In a weird corollary, my school work was super light this week. 2 workshops, done, and a single discussion post. All finished.
This was also the week that my second final was due, the next 15000 words of my novel needed to be handed in. I had nearly 20K finished for that, and back on Monday I decided to turn it in early, even though it wasn’t due until midnight on 2 Aug.
Second Final
So, the good and the bad.
On the good side, my teacher really enjoyed the read. She finished and graded the final a couple days ago, and all of her feedback was excellent. The story was engaging enough that she read past the 15K mark and finished the whole chapter. There were parts where she left comments that she was so engaged that she forgot to make comments… “oops.”
That was very good for the mental block affecting me last week.
On the bad side of things. I was in such a state on Monday sitting in my near 100-degree office, that I didn’t bother to do a basic read through for typos. Typos! I saw so many typos and errors and fragments that I was mad and disgusted with myself for rushing to hand in the paper.
Literally if I’d taken an hour longer and just read through the paper a second time, I would have found many of the mistakes. Why yes, I am beating myself up over a few lost points. This is a poor mental health week.
This blog is meant to be raw and transparent.
Moving ON
But it is also meant to air out these feelings and get me moving on to better things for THIS week. In a paradox, I have three papers due this week between my two classes, and I already have one of them finished as I write this blog. So, I’m getting in words, not on the novel, but on everything else.
This week is a Discussion, 2 papers, 1 journal, and a little reading. In the novel I have to actually craft new scene cards and plot my way through a section of my novel that is basically open territory.
Plotting versus Pantsing
I think I wrote a few blogs about this last year, and I really should look back and maybe link to them, but I can sum up in a paragraph or two right now.

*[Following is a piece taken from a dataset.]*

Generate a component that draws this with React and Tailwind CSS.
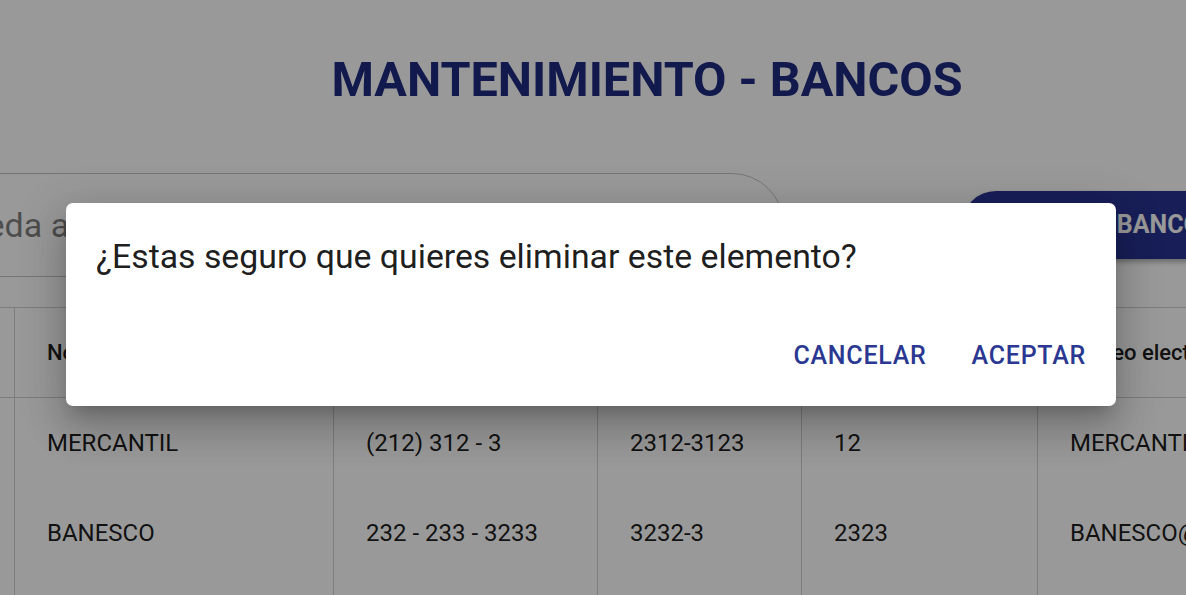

Plotting is planning out every single part of the book, with a highly detailed outline and tons of notes. Pantsing is starting at a blank screen and just writing everything. Pure pantsing leads to a lot of negative things that I’m not going to get into here.
I am a HYBRID writer. I have LOTS of world building, most of it in my head, and I make a very basic outline. Sometimes that outline is scene by scene and chapter by chapter. The thing is though I only plot out a few of the main scenes, the character backgrounds, and the end/beginning of the book. All of the travel between those plot points are pantsed. Sometimes elements mid chapter/scene are made up on the spot.

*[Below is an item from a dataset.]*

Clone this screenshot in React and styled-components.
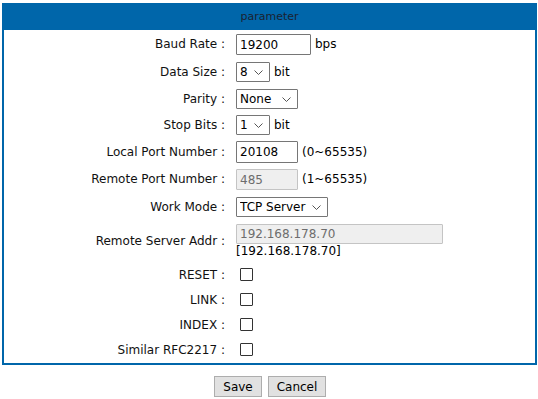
import React from 'react';
import styled, { createGlobalStyle } from 'styled-components';

const GlobalStyle = createGlobalStyle`
  html, body {
    margin: 0;
    padding: 0;
    background: #fff;
  }
  body {
    font-family: 'DejaVu Sans', 'Liberation Sans', sans-serif;
    font-size: 12px;
    color: #000;
  }
`;

const Page = styled.div`
  width: 538px;
  padding: 3px 0 0 2px;
  box-sizing: border-box;
`;

const Panel = styled.div`
  width: 535px;
  border: 2px solid #0066aa;
  border-top: none;
  box-sizing: border-box;
`;

const PanelTitle = styled.div`
  height: 27px;
  margin: 0 -2px;
  background: #0066aa;
  color: #1b2230;
  font-size: 11px;
  display: flex;
  align-items: center;
  justify-content: center;
`;

const Form = styled.div`
  display: flex;
  flex-direction: column;
  padding-bottom: 1px;
`;

const Row = styled.div`
  display: grid;
  grid-template-columns: 221px 1fr;
  column-gap: 11px;
  align-items: center;
  height: ${(p) => p.$h}px;
`;

const Label = styled.div`
  text-align: right;
  white-space: nowrap;
  color: #111;
`;

const Value = styled.div`
  display: flex;
  align-items: center;
  gap: 4px;
  white-space: nowrap;
`;

const Stack = styled.div`
  display: flex;
  flex-direction: column;
  align-items: flex-start;
  line-height: 15px;
`;

const TextInput = styled.input`
  width: ${(p) => p.$w}px;
  height: ${(p) => p.$ht || 21}px;
  box-sizing: border-box;
  margin: 0;
  padding: 1px 3px 0;
  border: 1px solid #767676;
  border-radius: 1px;
  font-family: 'DejaVu Sans', 'Liberation Sans', sans-serif;
  font-size: 12px;
  color: #000;
  background: #fff;
  outline: none;

  &:disabled {
    background: #efefef;
    border-color: #c4c4c4;
    color: #6d6d6d;
  }
`;

const SelectBox = styled.div`
  position: relative;
  display: inline-flex;
  width: ${(p) => p.$w}px;
  height: 20px;
`;

const NativeSelect = styled.select`
  appearance: none;
  -webkit-appearance: none;
  width: 100%;
  height: 100%;
  box-sizing: border-box;
  margin: 0;
  padding: 0 0 0 3px;
  border: 1px solid #767676;
  border-radius: 1px;
  background: #fff;
  font-family: 'DejaVu Sans', 'Liberation Sans', sans-serif;
  font-size: 12px;
  color: #000;
  outline: none;
`;

const Chevron = styled.svg`
  position: absolute;
  right: 7px;
  top: 8px;
  pointer-events: none;
`;

const Check = styled.span`
  display: inline-block;
  width: 13px;
  height: 13px;
  box-sizing: border-box;
  border: 1px solid #333;
  border-radius: 1px;
  background: #fff;
  margin-left: 4px;
`;

const Buttons = styled.div`
  display: flex;
  justify-content: center;
  gap: 6px;
  margin-top: 11px;
`;

const Button = styled.button`
  width: ${(p) => p.$w}px;
  height: 21px;
  margin: 0;
  padding: 0;
  border: 1px solid #adadad;
  background: #e1e1e1;
  font-family: 'DejaVu Sans', 'Liberation Sans', sans-serif;
  font-size: 12px;
  color: #000;
`;

const Select = ({ w, value, options }) => (
  <SelectBox $w={w}>
    <NativeSelect defaultValue={value}>
      {options.map((o) => (
        <option key={o}>{o}</option>
      ))}
    </NativeSelect>
    <Chevron width="9" height="5" viewBox="0 0 9 5">
      <path d="M0.5 0.5 L4.5 4.5 L8.5 0.5" fill="none" stroke="#555" strokeWidth="1" />
    </Chevron>
  </SelectBox>
);

export default function App() {
  return (
    <Page>
      <GlobalStyle />
      <Panel>
        <PanelTitle>parameter</PanelTitle>
        <Form>
          <Row $h={28}>
            <Label>Baud Rate :</Label>
            <Value>
              <TextInput $w={75} defaultValue="19200" />
              <span>bps</span>
            </Value>
          </Row>
          <Row $h={27}>
            <Label>Data Size :</Label>
            <Value>
              <Select w={34} value="8" options={['5', '6', '7', '8']} />
              <span>bit</span>
            </Value>
          </Row>
          <Row $h={27}>
            <Label>Parity :</Label>
            <Value>
              <Select w={62} value="None" options={['None', 'Odd', 'Even']} />
            </Value>
          </Row>
          <Row $h={26}>
            <Label>Stop Bits :</Label>
            <Value>
              <Select w={34} value="1" options={['1', '2']} />
              <span>bit</span>
            </Value>
          </Row>
          <Row $h={27}>
            <Label>Local Port Number :</Label>
            <Value>
              <TextInput $w={62} $ht={22} defaultValue="20108" />
              <span>(0~65535)</span>
            </Value>
          </Row>
          <Row $h={28}>
            <Label>Remote Port Number :</Label>
            <Value>
              <TextInput $w={62} defaultValue="485" disabled />
              <span>(1~65535)</span>
            </Value>
          </Row>
          <Row $h={27}>
            <Label>Work Mode :</Label>
            <Value>
              <Select w={92} value="TCP Server" options={['TCP Server', 'TCP Client', 'UDP']} />
            </Value>
          </Row>
          <Row $h={42}>
            <Label>Remote Server Addr :</Label>
            <Stack>
              <TextInput $w={207} $ht={20} defaultValue="192.168.178.70" disabled />
              <span>[192.168.178.70]</span>
            </Stack>
          </Row>
          <Row $h={25}>
            <Label>RESET :</Label>
            <Value>
              <Check />
            </Value>
          </Row>
          <Row $h={25}>
            <Label>LINK :</Label>
            <Value>
              <Check />
            </Value>
          </Row>
          <Row $h={25}>
            <Label>INDEX :</Label>
            <Value>
              <Check />
            </Value>
          </Row>
          <Row $h={25}>
            <Label>Similar RFC2217 :</Label>
            <Value>
              <Check />
            </Value>
          </Row>
        </Form>
      </Panel>
      <Buttons>
        <Button $w={48}>Save</Button>
        <Button $w={58}>Cancel</Button>
      </Buttons>
    </Page>
  );
}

So, in my WIP I have the basic ideas for what need to happen in this section of my book, but I have not outlined or broken down the order of the scenes at all. Remember that my book is following five povs and I rotate through them. I need to figure out who gets the next chapter and what order to jump to the various povs. I have goals, but nothing on how to get to those goals or even what the obstacles are. This is a very freeform part of the novel.
This week’s writing goals
Because of all of the school writing I have to do. I am not setting myself a super high word count. Instead I’m setting myself a bunch of craft goals.
#1. Get the pin board set up for the next 4-8 chapters
#2. Update my notebook outline with the next incremental chapters
#3. Flesh out the obstacles and villains in these next few chapters (Mantis, Fleshwarpers, The Fallen, Ashlands Fauna).
If I can get these three things done in my free time or even while at work, then I will consider the week a success and anything I get written in chap 15 will be icing for the cake.
OUTRO
Again, I apologize if this is not the content you were looking for. But this is meant to be a diary, it’s meant to show the whole process and what is going on in my school and writing life. You need to look out for each other right now. We’re all stuck home, or going to stressful jobs, and we’re all kind of on our own.
Thank you for reading this and I hope you stick with me along the entire path.